Can you write out all the lines word for word, with no pictures?
* Start *
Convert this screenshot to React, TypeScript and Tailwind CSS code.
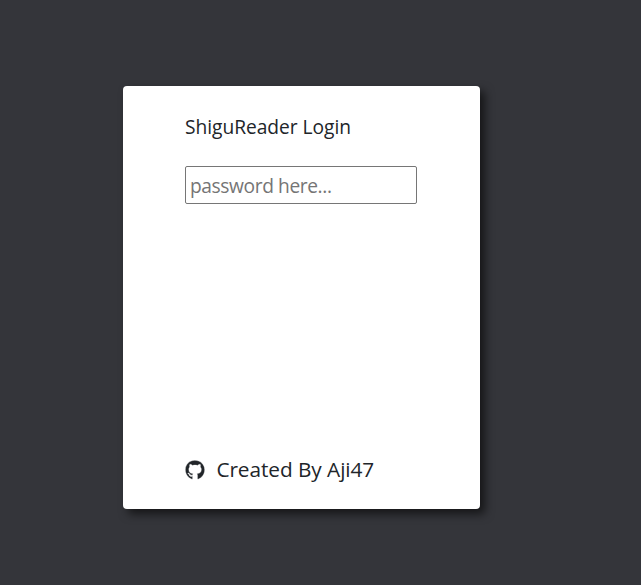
import { FaGithub } from "react-icons/fa";

export default function App() {
  return (
    <div className="h-[585px] w-full overflow-hidden bg-[#34353a] pt-[86px] pl-[123px] font-['Open_Sans','Noto_Sans',sans-serif]">
      <main className="flex h-[423px] w-[357px] flex-col rounded bg-white px-[62px] shadow-[5px_5px_10px_rgba(0,0,0,0.6)]">
        <h1 className="mt-[27px] h-7 w-fit whitespace-nowrap text-[19.2px] leading-7 tracking-[-0.03px] text-[#212529]">ShiguReader Login</h1>
        <input
          type="password"
          placeholder="password here..."
          className="mt-[25px] h-[38px] w-[232px] rounded-[2px] border border-[#767676] px-1 text-[19.2px] tracking-[-0.4px] placeholder:text-[#757575]"
        />
        <a className="mt-auto mb-[24px] flex h-[30px] items-center gap-[11.4px] whitespace-nowrap text-[20.8px] tracking-[-0.06px] text-[#212529]">
          <FaGithub size={20} className="stroke-white [stroke-width:10px]" />
          <span>Created By Aji47</span>
        </a>
      </main>
    </div>
  );
}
* End *
## Finished answer
Convert this screenshot to React, TypeScript and Tailwind CSS code.
import { FaGithub } from "react-icons/fa";

export default function App() {
  return (
    <div className="h-[585px] w-full overflow-hidden bg-[#34353a] pt-[86px] pl-[123px] font-['Open_Sans','Noto_Sans',sans-serif]">
      <main className="flex h-[423px] w-[357px] flex-col rounded bg-white px-[62px] shadow-[5px_5px_10px_rgba(0,0,0,0.6)]">
        <h1 className="mt-[27px] h-7 w-fit whitespace-nowrap text-[19.2px] leading-7 tracking-[-0.03px] text-[#212529]">ShiguReader Login</h1>
        <input
          type="password"
          placeholder="password here..."
          className="mt-[25px] h-[38px] w-[232px] rounded-[2px] border border-[#767676] px-1 text-[19.2px] tracking-[-0.4px] placeholder:text-[#757575]"
        />
        <a className="mt-auto mb-[24px] flex h-[30px] items-center gap-[11.4px] whitespace-nowrap text-[20.8px] tracking-[-0.06px] text-[#212529]">
          <FaGithub size={20} className="stroke-white [stroke-width:10px]" />
          <span>Created By Aji47</span>
        </a>
      </main>
    </div>
  );
}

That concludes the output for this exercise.